- [Task objective]: Strip the pictures and reproduce the rest of the listing exactly.

- [Data to process]:
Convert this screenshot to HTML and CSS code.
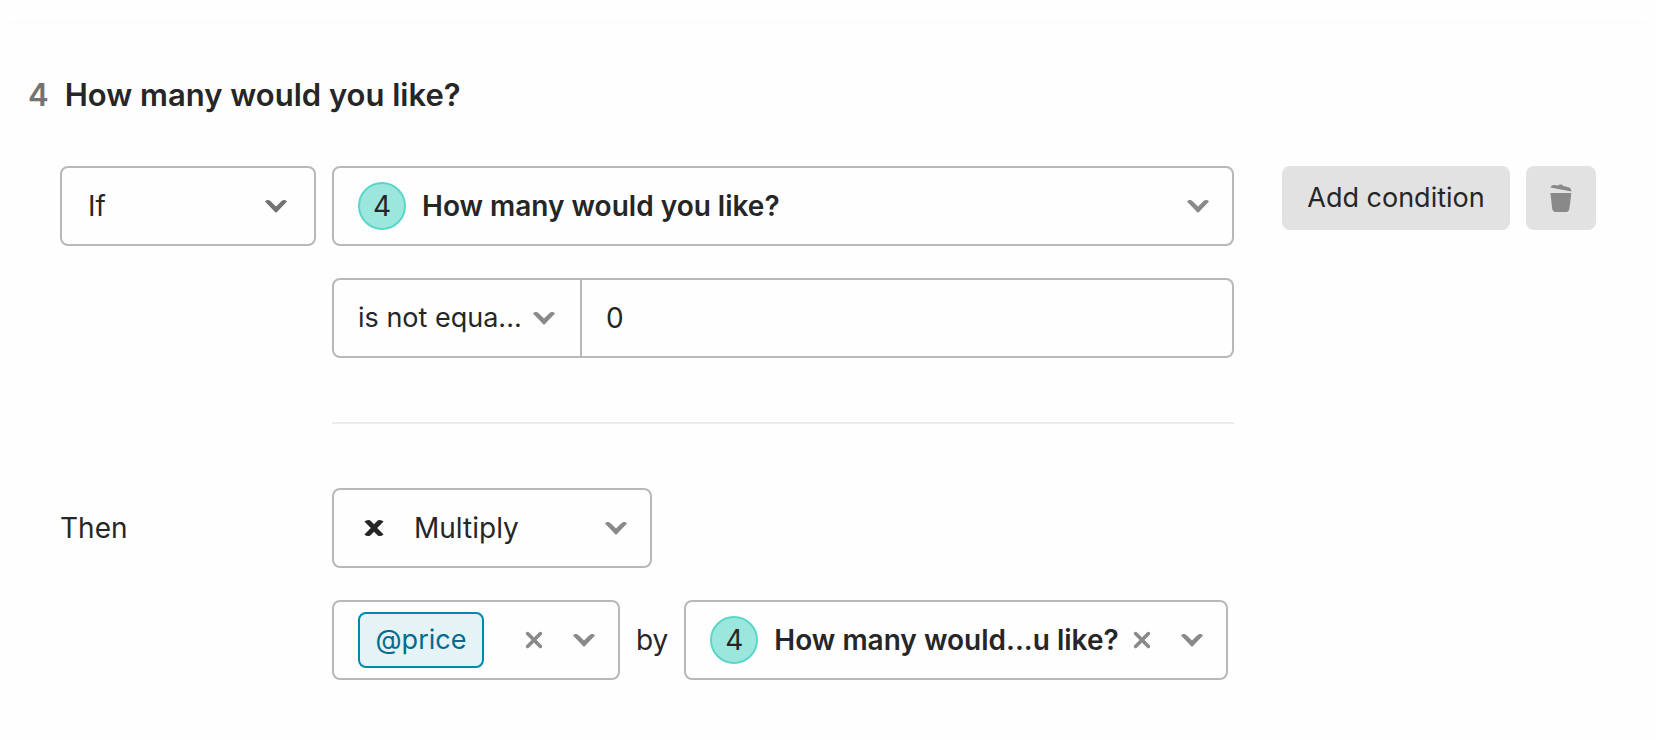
FILE: index.html
```html
<!DOCTYPE html>
<html lang="en">
<head>
  <meta charset="UTF-8">
  <meta name="viewport" content="width=device-width, initial-scale=1">
  <title>Logic</title>
  <link rel="stylesheet" href="styles.css">
</head>
<body>
  <!-- shared icons -->
  <svg class="sprite" aria-hidden="true">
    <symbol id="chevron" viewBox="0 0 24 24">
      <path d="M1 7.4 Q2.2 6 3.8 6 Q5.4 6 6.4 7 L12 12.4 L17.6 7 Q18.6 6 20.2 6 Q21.8 6 23 7.4 L13 18 Q12 19 11 18 Z" fill="currentColor"/>
    </symbol>
    <symbol id="cross" viewBox="0 0 18 18">
      <path d="M2.6 2.6 L15.4 15.4 M15.4 2.6 L2.6 15.4" fill="none" stroke="currentColor" stroke-width="3.6" stroke-linecap="round"/>
    </symbol>
  </svg>

  <main class="card">
    <h2 class="title"><span class="number">4</span> How many would you like?</h2>

    <form class="rule">
      <div class="field joiner">
        <select class="select" aria-label="Condition type">
          <option>If</option>
          <option>Always</option>
        </select>
        <svg class="chevron dark"><use href="#chevron"/></svg>
      </div>

      <div class="condition">
        <div class="field">
          <span class="badge">4</span>
          <select class="select bold" aria-label="Question">
            <option>How many would you like?</option>
          </select>
          <svg class="chevron"><use href="#chevron"/></svg>
        </div>
        <div class="compare">
          <div class="field operator">
            <select class="select" aria-label="Operator">
              <option>is not equa...</option>
              <option>is equal to</option>
            </select>
            <svg class="chevron"><use href="#chevron"/></svg>
          </div>
          <input class="value" type="text" value="0" aria-label="Value">
        </div>
      </div>

      <div class="actions">
        <button class="btn" type="button">Add condition</button>
        <button class="btn icon-btn" type="button" aria-label="Delete">
          <svg class="trash" viewBox="0 0 22 30">
            <path d="M0.5 4.6 C1 2.8 2.6 2 4.6 2.1 L8.4 2.4 C9.2 1 12.6 1 13.4 3 L17.6 4 C20 4.6 21.4 6 21.4 8.4 Z"/>
            <path d="M0.4 10 H21.4 L19.4 25.4 C19 28 17.6 29 15.4 29 H6.6 C4 29 2.6 28 2.2 25.4 Z"/>
          </svg>
        </button>
      </div>

      <hr class="divider">

      <div class="then">Then</div>
      <div class="outcome">
        <div class="field action">
          <svg class="times" viewBox="0 0 20 18">
            <path d="M0.4 2.4 Q3 0.2 6 1.2 L10 5.2 L14 1.2 Q17 0.2 19.6 2.4 L13.2 9 L19.6 15.6 Q17 17.8 14 16.8 L10 12.8 L6 16.8 Q3 17.8 0.4 15.6 L6.8 9 Z" fill="currentColor"/>
          </svg>
          <select class="select" aria-label="Action">
            <option>Multiply</option>
            <option>Add</option>
            <option>Subtract</option>
          </select>
          <svg class="chevron"><use href="#chevron"/></svg>
        </div>
        <div class="operands">
          <div class="field variable">
            <select class="chip" aria-label="Variable">
              <option>@price</option>
            </select>
            <button class="clear" type="button" aria-label="Clear variable"><svg><use href="#cross"/></svg></button>
            <svg class="chevron"><use href="#chevron"/></svg>
          </div>
          <span class="by">by</span>
          <div class="field factor">
            <span class="badge">4</span>
            <select class="select bold" aria-label="Multiply by">
              <option>How many would...u like?</option>
            </select>
            <button class="clear" type="button" aria-label="Clear value"><svg><use href="#cross"/></svg></button>
            <svg class="chevron"><use href="#chevron"/></svg>
          </div>
        </div>
      </div>
    </form>
  </main>
</body>
</html>
```
FILE: styles.css
```css
* {
  box-sizing: border-box;
}

body {
  margin: 0;
  padding-top: 21px;
  background: #fefefe;
  color: #262627;
  font-family: Inter, sans-serif;
  font-size: 28px;
  line-height: 40px;
}

.sprite {
  display: none;
}

.card {
  padding: 52px 60px 60px 28px;
  border-top: 2px solid #fcfcfc;
  border-radius: 16px 16px 0 0;
}

.title {
  display: flex;
  gap: 16px;
  margin: 0 0 51px;
  font-size: 31px;
  font-weight: 600;
}

.number {
  color: #737373;
}

.rule {
  display: grid;
  grid-template-columns: 256px 1fr auto;
  column-gap: 16px;
  padding-left: 32px;
}

.condition,
.outcome {
  display: flex;
  flex-direction: column;
  gap: 32px;
}

.field {
  display: flex;
  align-items: center;
  height: 80px;
  padding: 0 22px 0 24px;
  border: 2px solid #b8b8b8;
  border-radius: 8px;
}

.joiner {
  padding: 0 26px;
}

.select,
.value,
.chip {
  appearance: none;
  border: 0;
  padding: 0;
  background: none;
  color: inherit;
  font: inherit;
  outline: none;
}

.select {
  flex: 1;
  min-width: 0;
}

.select.bold {
  font-weight: 600;
}

.chevron {
  flex: none;
  width: 24px;
  height: 24px;
  color: #898989;
  pointer-events: none;
}

.dark {
  color: #737373;
}

.badge {
  flex: none;
  width: 48px;
  height: 48px;
  margin-right: 16px;
  border: 2px solid #5bd6c8;
  border-radius: 50%;
  background: #9be7de;
  line-height: 44px;
  text-align: center;
}

.compare {
  display: flex;
}

.operator {
  width: 250px;
  padding: 0 24px;
  border-radius: 8px 0 0 8px;
  font-size: 27px;
}

.value {
  flex: 1;
  min-width: 0;
  height: 80px;
  padding: 0 24px;
  border: 2px solid #b8b8b8;
  border-left: 0;
  border-radius: 0 8px 8px 0;
}

.actions {
  display: flex;
  gap: 16px;
  align-items: flex-start;
  margin-left: 32px;
}

.btn {
  width: 228px;
  height: 64px;
  padding: 0;
  border: 0;
  border-radius: 8px;
  background: #e2e2e2;
  color: inherit;
  font: inherit;
  font-size: 27px;
}

.icon-btn {
  display: flex;
  align-items: center;
  justify-content: center;
  width: 70px;
}

.trash {
  width: 22px;
  height: 30px;
  fill: #898989;
}

.divider {
  grid-column: 2;
  width: 100%;
  height: 2px;
  margin: 64px 0;
  border: 0;
  background: #ebebeb;
}

.then {
  grid-column: 1;
  line-height: 80px;
}

.action {
  width: 320px;
}

.times {
  flex: none;
  width: 20px;
  height: 18px;
  margin: 0 30px 0 6px;
}

.operands {
  display: flex;
  align-items: center;
  gap: 16px;
}

.variable {
  width: 288px;
}

.factor {
  width: 544px;
}

.chip {
  width: 126px;
  height: 56px;
  margin-right: auto;
  border: 2px solid #0487af;
  border-radius: 8px;
  background: #e5f2f6;
  color: #036b8b;
  font-size: 27px;
  text-align: center;
}

.clear {
  display: flex;
  flex: none;
  margin-right: 29px;
  padding: 0;
  border: 0;
  background: none;
  color: #898989;
}

.clear svg {
  width: 18px;
  height: 18px;
}
```
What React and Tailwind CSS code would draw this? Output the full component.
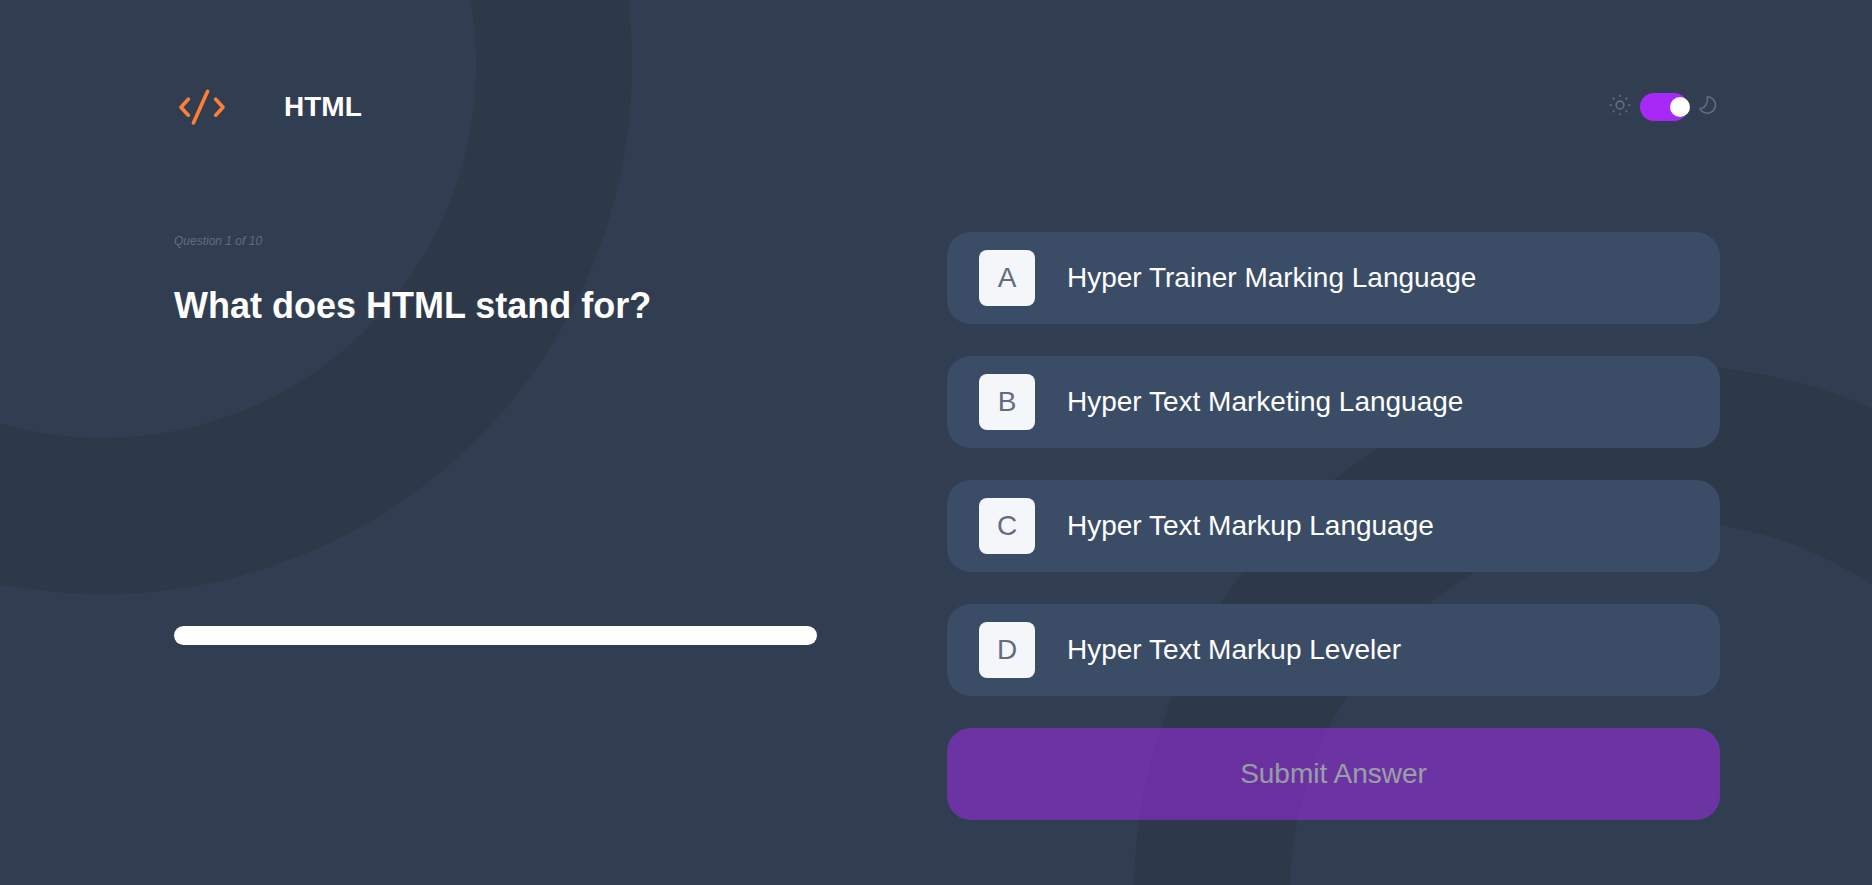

- [Response for this exercise]:
Convert this screenshot to HTML and CSS code.
FILE: index.html
```html
<!DOCTYPE html>
<html lang="en">
<head>
  <meta charset="UTF-8">
  <meta name="viewport" content="width=device-width, initial-scale=1">
  <title>Logic</title>
  <link rel="stylesheet" href="styles.css">
</head>
<body>
  <!-- shared icons -->
  <svg class="sprite" aria-hidden="true">
    <symbol id="chevron" viewBox="0 0 24 24">
      <path d="M1 7.4 Q2.2 6 3.8 6 Q5.4 6 6.4 7 L12 12.4 L17.6 7 Q18.6 6 20.2 6 Q21.8 6 23 7.4 L13 18 Q12 19 11 18 Z" fill="currentColor"/>
    </symbol>
    <symbol id="cross" viewBox="0 0 18 18">
      <path d="M2.6 2.6 L15.4 15.4 M15.4 2.6 L2.6 15.4" fill="none" stroke="currentColor" stroke-width="3.6" stroke-linecap="round"/>
    </symbol>
  </svg>

  <main class="card">
    <h2 class="title"><span class="number">4</span> How many would you like?</h2>

    <form class="rule">
      <div class="field joiner">
        <select class="select" aria-label="Condition type">
          <option>If</option>
          <option>Always</option>
        </select>
        <svg class="chevron dark"><use href="#chevron"/></svg>
      </div>

      <div class="condition">
        <div class="field">
          <span class="badge">4</span>
          <select class="select bold" aria-label="Question">
            <option>How many would you like?</option>
          </select>
          <svg class="chevron"><use href="#chevron"/></svg>
        </div>
        <div class="compare">
          <div class="field operator">
            <select class="select" aria-label="Operator">
              <option>is not equa...</option>
              <option>is equal to</option>
            </select>
            <svg class="chevron"><use href="#chevron"/></svg>
          </div>
          <input class="value" type="text" value="0" aria-label="Value">
        </div>
      </div>

      <div class="actions">
        <button class="btn" type="button">Add condition</button>
        <button class="btn icon-btn" type="button" aria-label="Delete">
          <svg class="trash" viewBox="0 0 22 30">
            <path d="M0.5 4.6 C1 2.8 2.6 2 4.6 2.1 L8.4 2.4 C9.2 1 12.6 1 13.4 3 L17.6 4 C20 4.6 21.4 6 21.4 8.4 Z"/>
            <path d="M0.4 10 H21.4 L19.4 25.4 C19 28 17.6 29 15.4 29 H6.6 C4 29 2.6 28 2.2 25.4 Z"/>
          </svg>
        </button>
      </div>

      <hr class="divider">

      <div class="then">Then</div>
      <div class="outcome">
        <div class="field action">
          <svg class="times" viewBox="0 0 20 18">
            <path d="M0.4 2.4 Q3 0.2 6 1.2 L10 5.2 L14 1.2 Q17 0.2 19.6 2.4 L13.2 9 L19.6 15.6 Q17 17.8 14 16.8 L10 12.8 L6 16.8 Q3 17.8 0.4 15.6 L6.8 9 Z" fill="currentColor"/>
          </svg>
          <select class="select" aria-label="Action">
            <option>Multiply</option>
            <option>Add</option>
            <option>Subtract</option>
          </select>
          <svg class="chevron"><use href="#chevron"/></svg>
        </div>
        <div class="operands">
          <div class="field variable">
            <select class="chip" aria-label="Variable">
              <option>@price</option>
            </select>
            <button class="clear" type="button" aria-label="Clear variable"><svg><use href="#cross"/></svg></button>
            <svg class="chevron"><use href="#chevron"/></svg>
          </div>
          <span class="by">by</span>
          <div class="field factor">
            <span class="badge">4</span>
            <select class="select bold" aria-label="Multiply by">
              <option>How many would...u like?</option>
            </select>
            <button class="clear" type="button" aria-label="Clear value"><svg><use href="#cross"/></svg></button>
            <svg class="chevron"><use href="#chevron"/></svg>
          </div>
        </div>
      </div>
    </form>
  </main>
</body>
</html>
```
FILE: styles.css
```css
* {
  box-sizing: border-box;
}

body {
  margin: 0;
  padding-top: 21px;
  background: #fefefe;
  color: #262627;
  font-family: Inter, sans-serif;
  font-size: 28px;
  line-height: 40px;
}

.sprite {
  display: none;
}

.card {
  padding: 52px 60px 60px 28px;
  border-top: 2px solid #fcfcfc;
  border-radius: 16px 16px 0 0;
}

.title {
  display: flex;
  gap: 16px;
  margin: 0 0 51px;
  font-size: 31px;
  font-weight: 600;
}

.number {
  color: #737373;
}

.rule {
  display: grid;
  grid-template-columns: 256px 1fr auto;
  column-gap: 16px;
  padding-left: 32px;
}

.condition,
.outcome {
  display: flex;
  flex-direction: column;
  gap: 32px;
}

.field {
  display: flex;
  align-items: center;
  height: 80px;
  padding: 0 22px 0 24px;
  border: 2px solid #b8b8b8;
  border-radius: 8px;
}

.joiner {
  padding: 0 26px;
}

.select,
.value,
.chip {
  appearance: none;
  border: 0;
  padding: 0;
  background: none;
  color: inherit;
  font: inherit;
  outline: none;
}

.select {
  flex: 1;
  min-width: 0;
}

.select.bold {
  font-weight: 600;
}

.chevron {
  flex: none;
  width: 24px;
  height: 24px;
  color: #898989;
  pointer-events: none;
}

.dark {
  color: #737373;
}

.badge {
  flex: none;
  width: 48px;
  height: 48px;
  margin-right: 16px;
  border: 2px solid #5bd6c8;
  border-radius: 50%;
  background: #9be7de;
  line-height: 44px;
  text-align: center;
}

.compare {
  display: flex;
}

.operator {
  width: 250px;
  padding: 0 24px;
  border-radius: 8px 0 0 8px;
  font-size: 27px;
}

.value {
  flex: 1;
  min-width: 0;
  height: 80px;
  padding: 0 24px;
  border: 2px solid #b8b8b8;
  border-left: 0;
  border-radius: 0 8px 8px 0;
}

.actions {
  display: flex;
  gap: 16px;
  align-items: flex-start;
  margin-left: 32px;
}

.btn {
  width: 228px;
  height: 64px;
  padding: 0;
  border: 0;
  border-radius: 8px;
  background: #e2e2e2;
  color: inherit;
  font: inherit;
  font-size: 27px;
}

.icon-btn {
  display: flex;
  align-items: center;
  justify-content: center;
  width: 70px;
}

.trash {
  width: 22px;
  height: 30px;
  fill: #898989;
}

.divider {
  grid-column: 2;
  width: 100%;
  height: 2px;
  margin: 64px 0;
  border: 0;
  background: #ebebeb;
}

.then {
  grid-column: 1;
  line-height: 80px;
}

.action {
  width: 320px;
}

.times {
  flex: none;
  width: 20px;
  height: 18px;
  margin: 0 30px 0 6px;
}

.operands {
  display: flex;
  align-items: center;
  gap: 16px;
}

.variable {
  width: 288px;
}

.factor {
  width: 544px;
}

.chip {
  width: 126px;
  height: 56px;
  margin-right: auto;
  border: 2px solid #0487af;
  border-radius: 8px;
  background: #e5f2f6;
  color: #036b8b;
  font-size: 27px;
  text-align: center;
}

.clear {
  display: flex;
  flex: none;
  margin-right: 29px;
  padding: 0;
  border: 0;
  background: none;
  color: #898989;
}

.clear svg {
  width: 18px;
  height: 18px;
}
```
What React and Tailwind CSS code would draw this? Output the full component.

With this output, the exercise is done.